Zu erleben war dies bei der Sportcoupé-Studie Mazda MX-81 Aria von 1981, die gleichfalls eine verblüffende optische Verwandtschaft zum 1982 lancierten Citroen BX zeigte. Ein Japaner, der vielleicht sogar dem Citroen-Management zusagte, jedenfalls entstanden bei Bertone und beim Karossier Heuliez spannende Citroen-BX-Coupé-Entwürfe. Allerdings schaffte es dieser rassige, potentielle Konkurrent zu Renault Fuego oder VW Scirocco aus Kostengründen am Ende nicht in die Serie. Dieses Kunststück gelang dafür einem anderen Heuliez-Entwurf: Der fünftürige Citroen BX Break wurde ab 1985 bei Heuliez gebaut und von Kombifans als avantgardistische Alternative zu VW Passat Variant oder Renault 18 goutiert.
„Fortschritt in seiner faszinierendsten Form“, unter diesem selbstbewussten Motto feierte Citroen 1982 die Weltpremiere der nur 4,23 Meter langen Fastbacklimousine BX. Der Ort? Natürlich dort, wo schon 1955 die alles überstrahlende, zukunftsweisende „Göttin“ Citroen DS Geschichte geschrieben hatte, nämlich in Paris zu Füßen des Eiffelturms. Während Fachmedien vorsichtige Skepsis äußerten, ob dieser Nachfolger des bereits zwölf Jahre alten Citroen GS wirklich ein technischer Leuchtturm sei, beruhigte Citroen in einem Pressecommuniqué: „Die Deutschen kriegen den konventionell gefederten, bierernst gestylten Autoeintopf allmählich satt und Appetit auf den Citroen BX.“
Den „Autoeintopf“ füllten nach Citroen-Interpretation die BX-Konzerngeschwister Peugeot 305 und Talbot 1510/Solara, der Audi 80, aber auch der Alfa Giuletta und der stromlinienförmige Ford Sierra. Immerhin: Die profitable Gleichteile-Strategie beim BX (z.B. einige Peugeot-Motoren) identifizierten nur Insider. Stattdessen wies Citroen stolz auf rund 40 technische Weltneuheiten im BX hin, darunter leichte Motorhauben und Heckklappen aus Polyester-Glasfaserverbund, Vorderachsen mit hydropneumatischen Federbeinen und Anti-Nick-Vorrichtung und der höchste Anteil von elektroverzinktem, rostgeschütztem Stahlblech im Wettbewerbsumfeld. Hinzu kamen Citroen-typische, futuristische Instrumente je nach Ausstattungslinie, also Walzentacho, extraordinäre Bediensatelliten und ein Drehzahlmesser als Leuchtkette. „Ist das Cockpit nun faszinierend futuristisch oder nur irritierend gewöhnungsbedürftig?“, fragte die Citroen-Werbung dazu provozierend, und plakatierte die Innenstädte mit einer Liebeserklärung für den Fünftürer: „J’aime, j’aime, j’aime“ (ich liebe)!

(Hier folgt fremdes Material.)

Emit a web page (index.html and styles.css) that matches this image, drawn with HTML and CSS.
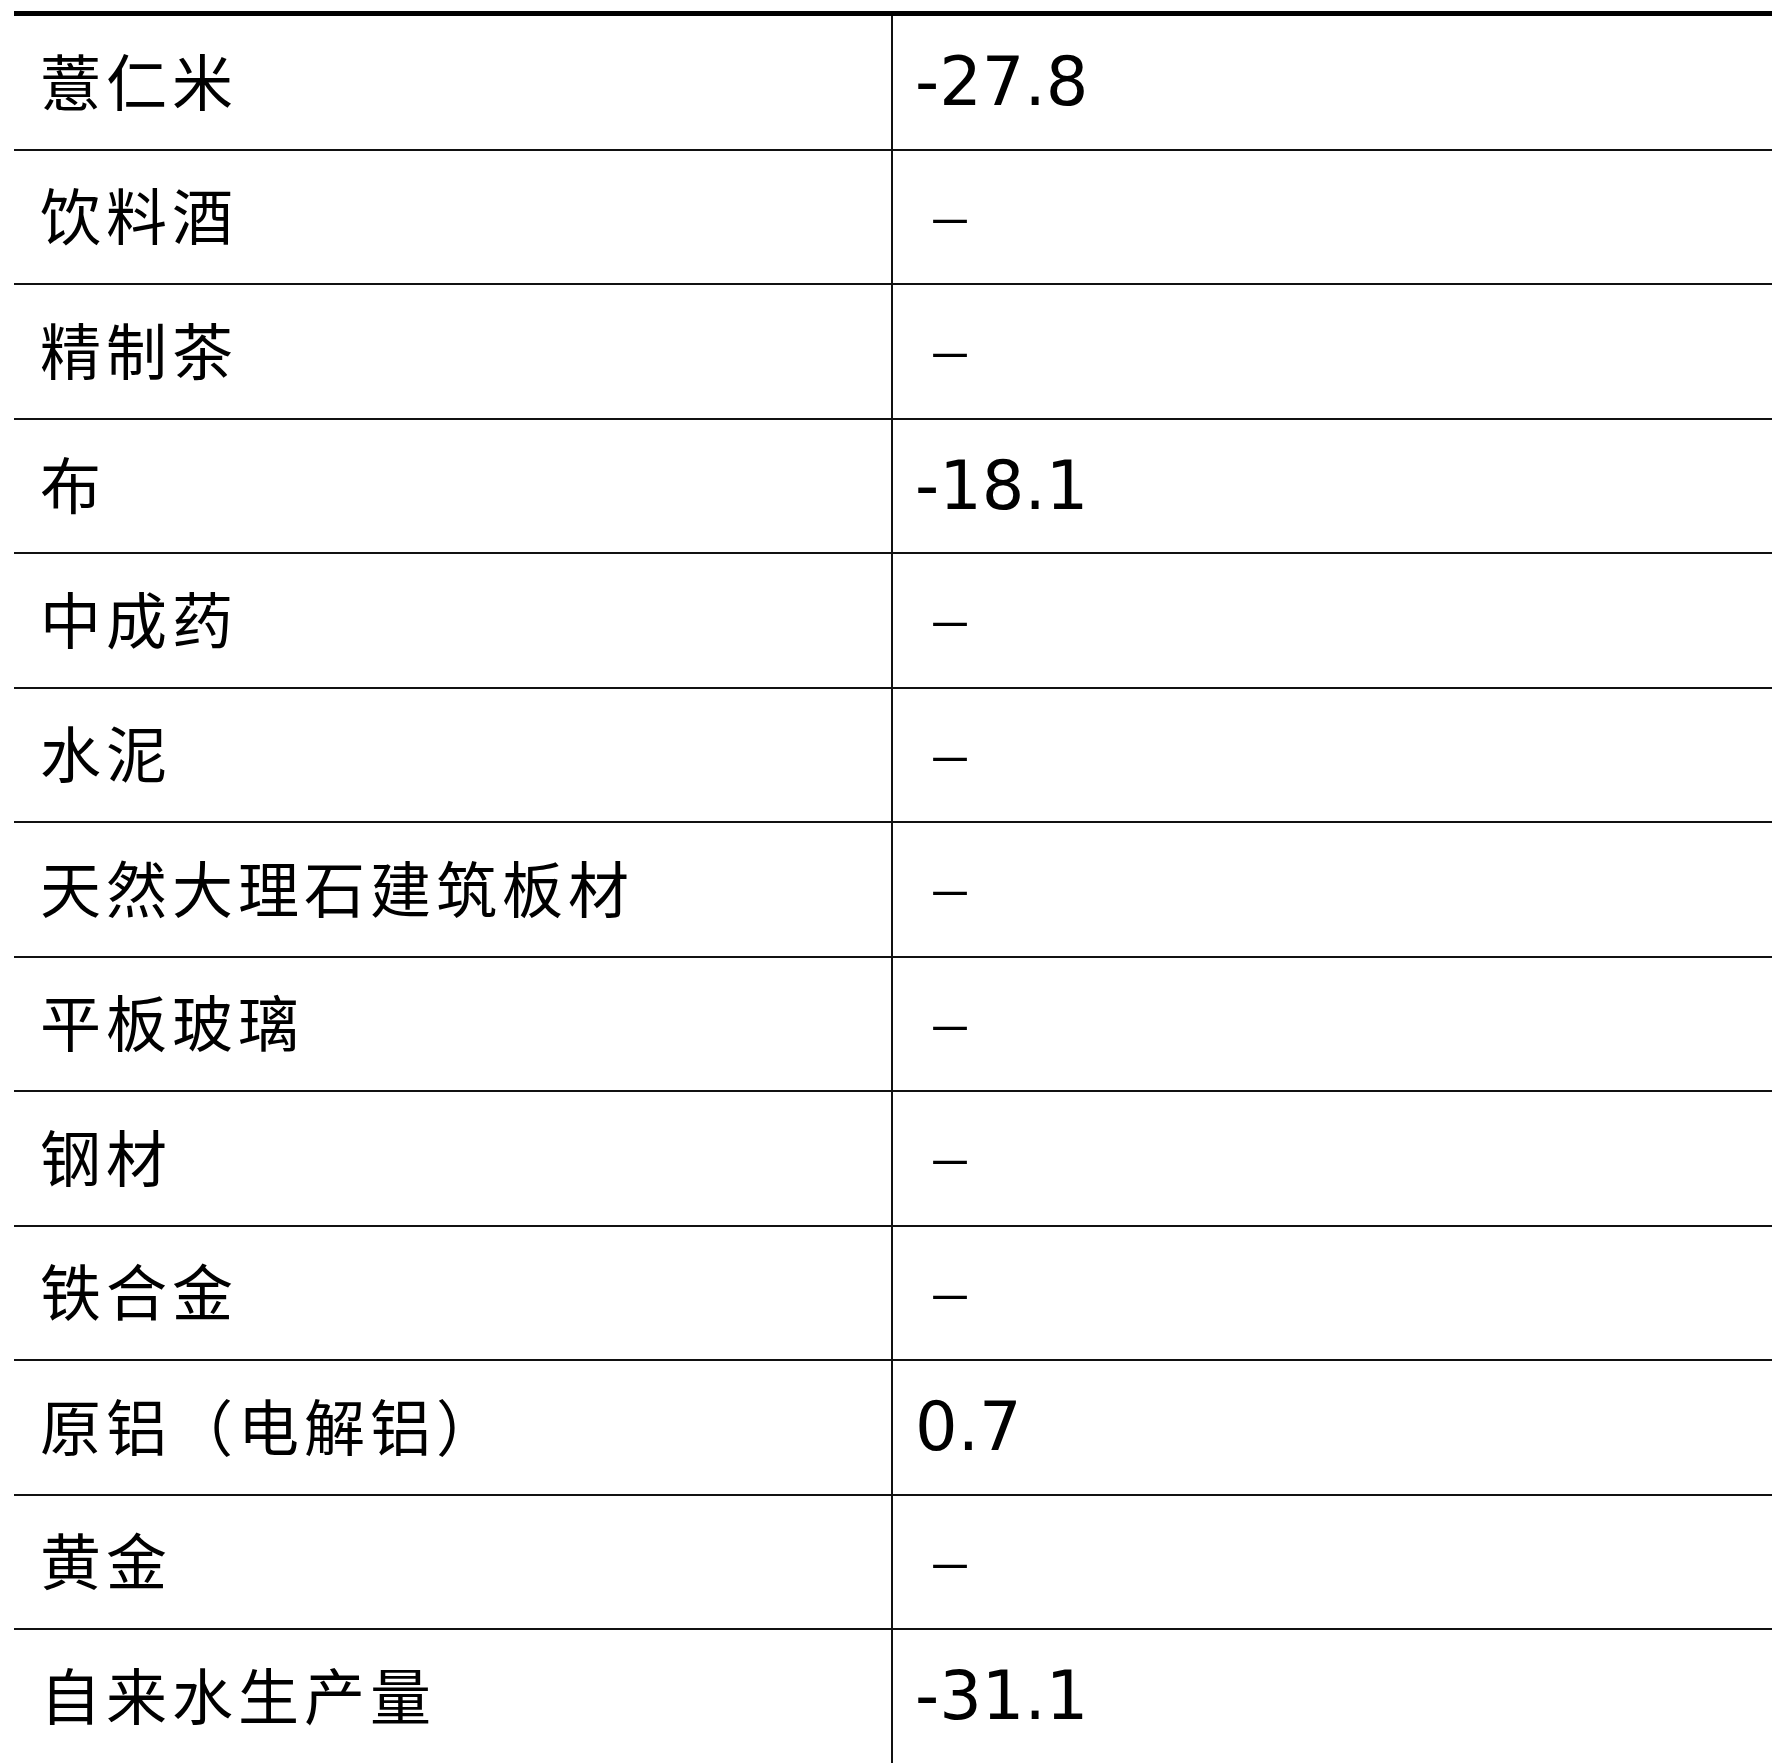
FILE: index.html
```html
<!DOCTYPE html>
<html lang="zh">
<head>
<meta charset="utf-8">
<title>产量表</title>
<link rel="stylesheet" href="styles.css">
</head>
<body>
<div class="table">
  <div class="row"><div class="name">薏仁米</div><div class="val">-27.8</div></div>
  <div class="row"><div class="name">饮料酒</div><div class="val"><span class="dash">–</span></div></div>
  <div class="row"><div class="name">精制茶</div><div class="val"><span class="dash">–</span></div></div>
  <div class="row"><div class="name">布</div><div class="val">-18.1</div></div>
  <div class="row"><div class="name">中成药</div><div class="val"><span class="dash">–</span></div></div>
  <div class="row"><div class="name">水泥</div><div class="val"><span class="dash">–</span></div></div>
  <div class="row"><div class="name">天然大理石建筑板材</div><div class="val"><span class="dash">–</span></div></div>
  <div class="row"><div class="name">平板玻璃</div><div class="val"><span class="dash">–</span></div></div>
  <div class="row"><div class="name">钢材</div><div class="val"><span class="dash">–</span></div></div>
  <div class="row"><div class="name">铁合金</div><div class="val"><span class="dash">–</span></div></div>
  <div class="row"><div class="name">原铝（电解铝）</div><div class="val">0.7</div></div>
  <div class="row"><div class="name">黄金</div><div class="val"><span class="dash">–</span></div></div>
  <div class="row"><div class="name">自来水生产量</div><div class="val">-31.1</div></div>
</div>
</body>
</html>
```

FILE: styles.css
```css
html, body {
  margin: 0;
  padding: 0;
  background: #fff;
}

body {
  padding: 11px 9px 0 14px;
  color: #000;
}

.table {
  border-top: 5px solid #000;
  width: 1758px;
}

.row {
  display: grid;
  grid-template-columns: 877px 1fr;
  height: 134.5px;
  box-sizing: border-box;
  border-bottom: 2px solid #111;
}

.name {
  display: flex;
  align-items: center;
  padding-left: 26px;
  padding-bottom: 6px;
  font-family: "Noto Sans CJK SC", sans-serif;
  font-size: 61px;
  font-weight: 400;
  letter-spacing: 5px;
  white-space: nowrap;
}

.val {
  display: flex;
  align-items: center;
  border-left: 2px solid #111;
  padding-left: 22px;
  font-family: "DejaVu Sans", "Noto Sans CJK SC", sans-serif;
  font-size: 67px;
  white-space: nowrap;
}

.dash {
  margin-left: 14px;
  padding-bottom: 4px;
  font-weight: 200;
  font-size: 84px;
}
```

Eine emotionale Aufforderung, die in 12 Jahren 141.000 Deutsche erhörten – auf beiden Seiten des Eisernen Vorhangs. Noch 1989, im Jahr des Mauerfalls, lieferte Citroen 160 BX Limousinen für die Administration der DDR, die zugleich den größeren, ebenfalls bei Bertone gezeichneten XM, bestellt hatte. Ganz andere Emotionen setzte der BX 4 TC Evo frei, eine 279 kW/380 PS starke Allrad-Bestie für die brutal gefährliche Gruppe B der Rallye-WM. Ein wenig milder, aber immer noch wild genug gaben sich 200 gebaute BX 4 TC Straßenautos, die Citroen 1985 zu Homologationszwecken verkaufte – und nach dem Verbot der Gruppe B zurückkaufte, um sie zu verschrotten. Die wenigen Überlebenden werden heute zu Mondpreisen im sechsstelligen Bereich angeboten.

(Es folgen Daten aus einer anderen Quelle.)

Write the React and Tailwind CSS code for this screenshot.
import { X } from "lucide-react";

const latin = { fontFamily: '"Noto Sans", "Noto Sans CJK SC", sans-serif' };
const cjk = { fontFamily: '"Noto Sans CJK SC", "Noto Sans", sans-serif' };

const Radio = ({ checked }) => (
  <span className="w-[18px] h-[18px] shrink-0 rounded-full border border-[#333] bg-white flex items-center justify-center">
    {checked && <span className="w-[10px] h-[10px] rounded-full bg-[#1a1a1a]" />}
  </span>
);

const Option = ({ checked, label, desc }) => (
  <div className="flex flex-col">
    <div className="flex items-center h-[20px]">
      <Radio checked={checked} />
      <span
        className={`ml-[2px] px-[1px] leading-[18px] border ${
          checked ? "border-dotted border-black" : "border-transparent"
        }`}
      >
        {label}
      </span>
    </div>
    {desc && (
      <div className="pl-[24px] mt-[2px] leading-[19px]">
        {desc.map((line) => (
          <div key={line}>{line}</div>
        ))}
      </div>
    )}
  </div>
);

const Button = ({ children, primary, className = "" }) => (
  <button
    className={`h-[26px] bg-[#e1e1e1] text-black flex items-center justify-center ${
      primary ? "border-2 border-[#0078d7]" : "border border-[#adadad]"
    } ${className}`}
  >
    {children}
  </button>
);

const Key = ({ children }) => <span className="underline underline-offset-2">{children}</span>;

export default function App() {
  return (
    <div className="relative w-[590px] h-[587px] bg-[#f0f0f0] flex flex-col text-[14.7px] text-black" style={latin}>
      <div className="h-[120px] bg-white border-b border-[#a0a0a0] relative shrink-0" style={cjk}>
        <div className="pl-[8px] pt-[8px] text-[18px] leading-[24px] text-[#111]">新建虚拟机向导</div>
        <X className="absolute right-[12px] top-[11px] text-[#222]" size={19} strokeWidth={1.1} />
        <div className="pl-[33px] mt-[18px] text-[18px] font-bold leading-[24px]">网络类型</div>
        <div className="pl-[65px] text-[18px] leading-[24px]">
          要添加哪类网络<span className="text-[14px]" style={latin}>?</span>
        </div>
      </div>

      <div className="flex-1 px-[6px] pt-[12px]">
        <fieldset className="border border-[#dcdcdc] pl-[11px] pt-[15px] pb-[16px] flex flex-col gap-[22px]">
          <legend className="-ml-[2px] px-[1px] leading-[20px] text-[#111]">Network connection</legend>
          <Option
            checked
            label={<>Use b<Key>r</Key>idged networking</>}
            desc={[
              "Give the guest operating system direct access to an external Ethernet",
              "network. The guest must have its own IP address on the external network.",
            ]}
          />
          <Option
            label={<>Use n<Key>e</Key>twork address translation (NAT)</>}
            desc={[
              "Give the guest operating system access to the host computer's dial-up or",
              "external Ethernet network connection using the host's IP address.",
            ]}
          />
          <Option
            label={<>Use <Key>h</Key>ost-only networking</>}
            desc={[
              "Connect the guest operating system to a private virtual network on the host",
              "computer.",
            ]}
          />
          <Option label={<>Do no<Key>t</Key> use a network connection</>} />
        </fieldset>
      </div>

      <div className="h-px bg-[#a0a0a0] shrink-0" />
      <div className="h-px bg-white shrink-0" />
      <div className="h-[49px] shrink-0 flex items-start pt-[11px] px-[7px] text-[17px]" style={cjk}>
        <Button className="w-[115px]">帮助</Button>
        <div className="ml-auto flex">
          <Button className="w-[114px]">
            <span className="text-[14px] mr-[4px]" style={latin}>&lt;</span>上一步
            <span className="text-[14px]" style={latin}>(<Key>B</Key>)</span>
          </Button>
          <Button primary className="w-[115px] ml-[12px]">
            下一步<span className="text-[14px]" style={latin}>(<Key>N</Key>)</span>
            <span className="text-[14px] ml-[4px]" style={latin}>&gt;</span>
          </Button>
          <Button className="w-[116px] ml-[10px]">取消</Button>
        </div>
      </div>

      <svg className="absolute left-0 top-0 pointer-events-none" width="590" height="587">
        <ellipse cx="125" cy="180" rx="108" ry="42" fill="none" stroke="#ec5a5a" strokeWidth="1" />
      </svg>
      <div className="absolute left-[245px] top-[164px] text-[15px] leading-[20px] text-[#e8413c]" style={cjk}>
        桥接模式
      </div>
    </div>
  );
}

Damals wie heute bezahlbar sind dagegen die Diesel-BX, deren bis 66 kW/90 PS starke Selbstzünder zu den effizientesten und temperamentvollsten ihrer Art zählten. Übrigens fuhr mehr als jeder zweite BX-Käufer zuvor ein Konkurrenzprodukt. Ein Eroberungserfolg, zu dem auch das damals sensationell breite Motorenangebot beitrug mit rund 30 Leistungsstufen vom 40-kW/55-PS-Basis-Benziner bis zum 16V-Triebwerk im BX GTI. Auch Spezialitäten wie permanenten Allradantrieb hatte Citroen im BX-Portfolio, und hydropneumatischen Federungskomfort bot in der Mittelklasse ohnehin keine andere Marke. Bei so viel Extravaganz überrascht es nicht, dass dieser Citroen bis heute Bestandteil des automobilen Narrativs der 1980er ist.